The UK’s tax system exists for two purposes. First, to raise money for what the country wants to do. Second, to redistribute wealth.
Nobody really likes paying taxes, but most people accept their obligation to pay the right amount of tax on time. However, new taxes are almost universally unwelcome. A government that makes a mess of introducing a new, unpopular tax may lose voter support, no matter how sensible the tax might be.
The 1997 Labour government was acutely aware of this and used focus groups to test voter sentiment in the formulation of new policies. More recently, the March 2012 Budget proposal by the then Chancellor of the Exchequer George Osborne to simplify the tax treatment of hot takeaway food by charging VAT at 20 per cent in all cases was so unpopular that it was dropped in May 2012. But the damage had been done, with ‘pastygate’ and ‘omnishambles’ entering the English lexicon.
Recent history is full of other examples. For example, the May 2017 Conservative Party manifesto contained proposals for social care. These were quickly labelled the ‘dementia tax’, with the Prime Minister performing a dramatic U-turn and dropping the policy six months later.
Some unpopular proposals have proved so politically toxic that they lasted only a few days. For example, in the Spring Budget of March 2017, Chancellor of the Exchequer Philip Hammond proposed modest changes to National Insurance Contributions for the self-employed. Immediately branded the ‘white van man tax’, Cabinet panic meant that 48 hours later the proposals were history.

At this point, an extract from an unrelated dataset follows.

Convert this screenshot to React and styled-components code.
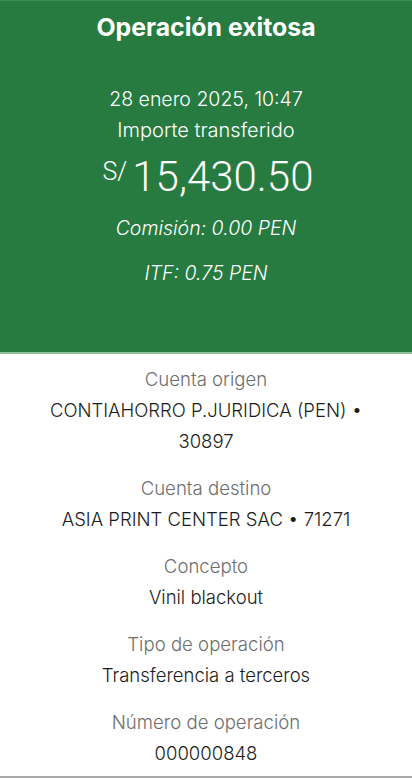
import React from 'react';
import styled, { createGlobalStyle } from 'styled-components';

const details = [
  { label: 'Cuenta origen', value: 'CONTIAHORRO P.JURIDICA (PEN) • 30897' },
  { label: 'Cuenta destino', value: 'ASIA PRINT CENTER SAC • 71271' },
  { label: 'Concepto', value: 'Vinil blackout' },
  { label: 'Tipo de operación', value: 'Transferencia a terceros' },
  { label: 'Número de operación', value: '000000848' },
];

const App = () => {
  return (
    <>
      <GlobalStyle />
      <Screen>
        <Header>
          <Title>Operación exitosa</Title>
          <DateLine>28 enero 2025, 10:47</DateLine>
          <Caption>Importe transferido</Caption>
          <Amount>
            <Currency>S/</Currency>
            15,430.50
          </Amount>
          <Fee>Comisión: 0.00 PEN</Fee>
          <Fee gap={14}>ITF: 0.75 PEN</Fee>
        </Header>
        <Details>
          {details.map((d) => (
            <Group key={d.label}>
              <Label>{d.label}</Label>
              <Value>{d.value}</Value>
            </Group>
          ))}
        </Details>
      </Screen>
    </>
  );
};

export default App;

const GlobalStyle = createGlobalStyle`
    body{
        margin: 0;
        background: #fff;
        font-family: Inter, Roboto, "Liberation Sans", sans-serif;
    }
`;
const Screen = styled.div`
    width: 412px;
    height: 778px;
    display: flex;
    flex-direction: column;
    overflow: hidden;
    border-bottom: 2px solid #a9a9a9;
    box-sizing: border-box;
`;
const Header = styled.div`
    height: 354px;
    flex-shrink: 0;
    background-color: #277b40;
    border-top: 1px solid #3c8a52;
    border-bottom: 2px solid #8fbf9c;
    box-sizing: border-box;
    display: flex;
    flex-direction: column;
    align-items: center;
    color: #fff;
`;
const Title = styled.div`
    margin-top: 10px;
    font-size: 24.8px;
    line-height: 32px;
    font-weight: 700;
`;
const DateLine = styled.div`
    margin-top: 41px;
    font-size: 19.5px;
    line-height: 31px;
    font-weight: 300;
`;
const Caption = styled(DateLine)`
    margin-top: 0;
    font-size: 20px;
`;
const Amount = styled.div`
    margin-top: 6px;
    padding-left: 4px;
    display: flex;
    align-items: flex-start;
    font-family: Roboto, "Liberation Sans", sans-serif;
    font-size: 42px;
    line-height: 50px;
    font-weight: 300;
`;
const Currency = styled.span`
    font-size: 25px;
    line-height: 28px;
    margin-top: 6px;
    margin-right: 5px;
`;
const Fee = styled.div`
    margin-top: ${({ gap }) => gap || 11}px;
    font-size: 19.5px;
    line-height: 31px;
    font-style: italic;
    font-weight: 300;
`;
const Details = styled.div`
    padding: 10px 36px 0;
    display: flex;
    flex-direction: column;
    gap: 16px;
    text-align: center;
`;
const Group = styled.div`
    display: flex;
    flex-direction: column;
`;
const Label = styled.div`
    font-size: 18.6px;
    line-height: 31px;
    color: #6e6e6e;
    font-weight: 300;
`;
const Value = styled.div`
    font-size: 18.5px;
    line-height: 31px;
    color: #1c1c1c;
    font-weight: 300;
`;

Weak governments with slender majorities will always struggle to enact new taxes, no matter how compelling the fiscal case may be. Unwelcome changes announced on Budget Day without prior consultation will inevitably be subject to opposition. The ‘rabbit-out-of the-hat’ school of tax changes is almost always doomed to failure. It is therefore incumbent on the government to make its case for change, to take soundings, to do its best to carry the public (as well as its own MPs) with them and then stick to its principles once the change is announced.
There should always be scope to improve the proposals in response to consultation, but panicking and dropping proposals at the first sight of serious opposition does nothing to meet the policy needs that have been identified.
The tussle between populism and policy matters now than ever before. The UK urgently needs to:
- increase the resources available to the NHS in a sustainable fashion;
- resolve funding for social care; and
- face up to the role which the skewed NIC system plays in fostering the gig economy and its attendant problems.
The general openness to pay a little more tax to help fund the NHS is an encouraging sign, although most people want to be absolutely certain that the extra money they pay will indeed find its way to the health service. When the chips are down, the British public know when they’re going to have to dip into their pockets to pay more tax for specific services. But they don’t automatically trust politicians to keep their promises.
Recent history should be a warning to any Chancellor of the Exchequer that people do not respond well to shock tax changes. With the pressing need to resolve massive issues such as NHS funding, social care and the gig economy, all of which have a tax dimension, we urge the government to engage in an open debate about what the future tax system might look like rather than pulling more short-lived rabbits out of the Budget Day hat.